Data shown:
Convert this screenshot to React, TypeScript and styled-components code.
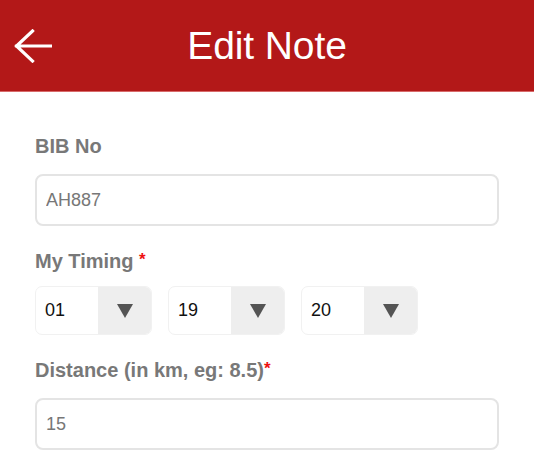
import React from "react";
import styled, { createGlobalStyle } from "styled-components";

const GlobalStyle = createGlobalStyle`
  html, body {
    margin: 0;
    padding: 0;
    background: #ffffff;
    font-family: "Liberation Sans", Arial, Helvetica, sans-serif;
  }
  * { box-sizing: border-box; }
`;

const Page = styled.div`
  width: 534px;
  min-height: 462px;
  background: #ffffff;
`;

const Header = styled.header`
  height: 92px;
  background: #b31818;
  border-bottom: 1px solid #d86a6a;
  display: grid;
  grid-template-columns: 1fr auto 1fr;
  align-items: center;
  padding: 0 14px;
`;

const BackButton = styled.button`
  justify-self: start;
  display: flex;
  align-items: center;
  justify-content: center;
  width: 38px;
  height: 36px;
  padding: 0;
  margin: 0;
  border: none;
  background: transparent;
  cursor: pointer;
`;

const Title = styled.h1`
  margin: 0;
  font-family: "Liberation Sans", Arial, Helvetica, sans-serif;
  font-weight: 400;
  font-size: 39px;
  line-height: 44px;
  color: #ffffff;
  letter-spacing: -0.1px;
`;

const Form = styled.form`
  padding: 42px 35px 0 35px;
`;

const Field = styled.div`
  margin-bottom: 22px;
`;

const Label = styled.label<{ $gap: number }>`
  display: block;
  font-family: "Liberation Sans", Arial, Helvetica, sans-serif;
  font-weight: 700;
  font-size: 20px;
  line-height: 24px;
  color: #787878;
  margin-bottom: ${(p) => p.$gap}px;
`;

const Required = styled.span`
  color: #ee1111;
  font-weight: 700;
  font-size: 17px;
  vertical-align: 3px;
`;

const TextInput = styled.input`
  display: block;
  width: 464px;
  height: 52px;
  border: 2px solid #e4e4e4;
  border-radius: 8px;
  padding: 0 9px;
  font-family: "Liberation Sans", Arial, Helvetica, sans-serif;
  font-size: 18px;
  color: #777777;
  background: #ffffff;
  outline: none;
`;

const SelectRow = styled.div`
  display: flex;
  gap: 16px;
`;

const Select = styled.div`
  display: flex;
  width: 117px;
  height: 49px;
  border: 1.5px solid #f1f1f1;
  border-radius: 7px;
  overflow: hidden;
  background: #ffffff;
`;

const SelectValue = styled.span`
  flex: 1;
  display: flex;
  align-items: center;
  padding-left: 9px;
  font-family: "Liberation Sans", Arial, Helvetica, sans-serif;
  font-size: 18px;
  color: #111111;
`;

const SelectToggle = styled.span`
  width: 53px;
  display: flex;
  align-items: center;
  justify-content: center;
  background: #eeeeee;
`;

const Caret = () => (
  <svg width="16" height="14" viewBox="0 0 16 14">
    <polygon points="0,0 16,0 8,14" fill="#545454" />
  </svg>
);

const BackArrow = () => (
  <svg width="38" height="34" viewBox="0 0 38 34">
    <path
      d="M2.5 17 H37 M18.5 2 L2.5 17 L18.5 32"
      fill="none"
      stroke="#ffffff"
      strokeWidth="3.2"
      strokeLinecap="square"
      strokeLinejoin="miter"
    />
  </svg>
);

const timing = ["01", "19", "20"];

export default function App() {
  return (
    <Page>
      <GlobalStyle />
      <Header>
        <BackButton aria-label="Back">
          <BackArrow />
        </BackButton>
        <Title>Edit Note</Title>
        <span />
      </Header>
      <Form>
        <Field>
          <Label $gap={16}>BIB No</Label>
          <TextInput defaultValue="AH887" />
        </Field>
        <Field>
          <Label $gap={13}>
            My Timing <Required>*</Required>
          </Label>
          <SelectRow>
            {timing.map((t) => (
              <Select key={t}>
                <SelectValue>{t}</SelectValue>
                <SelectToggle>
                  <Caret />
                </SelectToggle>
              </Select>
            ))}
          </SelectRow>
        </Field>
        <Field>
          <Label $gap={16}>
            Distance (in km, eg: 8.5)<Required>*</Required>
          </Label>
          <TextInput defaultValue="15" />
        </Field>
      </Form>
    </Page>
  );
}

Directions: Except for the pictures, give all the material above again verbatim.

Completed task:
Convert this screenshot to React, TypeScript and styled-components code.
import React from "react";
import styled, { createGlobalStyle } from "styled-components";

const GlobalStyle = createGlobalStyle`
  html, body {
    margin: 0;
    padding: 0;
    background: #ffffff;
    font-family: "Liberation Sans", Arial, Helvetica, sans-serif;
  }
  * { box-sizing: border-box; }
`;

const Page = styled.div`
  width: 534px;
  min-height: 462px;
  background: #ffffff;
`;

const Header = styled.header`
  height: 92px;
  background: #b31818;
  border-bottom: 1px solid #d86a6a;
  display: grid;
  grid-template-columns: 1fr auto 1fr;
  align-items: center;
  padding: 0 14px;
`;

const BackButton = styled.button`
  justify-self: start;
  display: flex;
  align-items: center;
  justify-content: center;
  width: 38px;
  height: 36px;
  padding: 0;
  margin: 0;
  border: none;
  background: transparent;
  cursor: pointer;
`;

const Title = styled.h1`
  margin: 0;
  font-family: "Liberation Sans", Arial, Helvetica, sans-serif;
  font-weight: 400;
  font-size: 39px;
  line-height: 44px;
  color: #ffffff;
  letter-spacing: -0.1px;
`;

const Form = styled.form`
  padding: 42px 35px 0 35px;
`;

const Field = styled.div`
  margin-bottom: 22px;
`;

const Label = styled.label<{ $gap: number }>`
  display: block;
  font-family: "Liberation Sans", Arial, Helvetica, sans-serif;
  font-weight: 700;
  font-size: 20px;
  line-height: 24px;
  color: #787878;
  margin-bottom: ${(p) => p.$gap}px;
`;

const Required = styled.span`
  color: #ee1111;
  font-weight: 700;
  font-size: 17px;
  vertical-align: 3px;
`;

const TextInput = styled.input`
  display: block;
  width: 464px;
  height: 52px;
  border: 2px solid #e4e4e4;
  border-radius: 8px;
  padding: 0 9px;
  font-family: "Liberation Sans", Arial, Helvetica, sans-serif;
  font-size: 18px;
  color: #777777;
  background: #ffffff;
  outline: none;
`;

const SelectRow = styled.div`
  display: flex;
  gap: 16px;
`;

const Select = styled.div`
  display: flex;
  width: 117px;
  height: 49px;
  border: 1.5px solid #f1f1f1;
  border-radius: 7px;
  overflow: hidden;
  background: #ffffff;
`;

const SelectValue = styled.span`
  flex: 1;
  display: flex;
  align-items: center;
  padding-left: 9px;
  font-family: "Liberation Sans", Arial, Helvetica, sans-serif;
  font-size: 18px;
  color: #111111;
`;

const SelectToggle = styled.span`
  width: 53px;
  display: flex;
  align-items: center;
  justify-content: center;
  background: #eeeeee;
`;

const Caret = () => (
  <svg width="16" height="14" viewBox="0 0 16 14">
    <polygon points="0,0 16,0 8,14" fill="#545454" />
  </svg>
);

const BackArrow = () => (
  <svg width="38" height="34" viewBox="0 0 38 34">
    <path
      d="M2.5 17 H37 M18.5 2 L2.5 17 L18.5 32"
      fill="none"
      stroke="#ffffff"
      strokeWidth="3.2"
      strokeLinecap="square"
      strokeLinejoin="miter"
    />
  </svg>
);

const timing = ["01", "19", "20"];

export default function App() {
  return (
    <Page>
      <GlobalStyle />
      <Header>
        <BackButton aria-label="Back">
          <BackArrow />
        </BackButton>
        <Title>Edit Note</Title>
        <span />
      </Header>
      <Form>
        <Field>
          <Label $gap={16}>BIB No</Label>
          <TextInput defaultValue="AH887" />
        </Field>
        <Field>
          <Label $gap={13}>
            My Timing <Required>*</Required>
          </Label>
          <SelectRow>
            {timing.map((t) => (
              <Select key={t}>
                <SelectValue>{t}</SelectValue>
                <SelectToggle>
                  <Caret />
                </SelectToggle>
              </Select>
            ))}
          </SelectRow>
        </Field>
        <Field>
          <Label $gap={16}>
            Distance (in km, eg: 8.5)<Required>*</Required>
          </Label>
          <TextInput defaultValue="15" />
        </Field>
      </Form>
    </Page>
  );
}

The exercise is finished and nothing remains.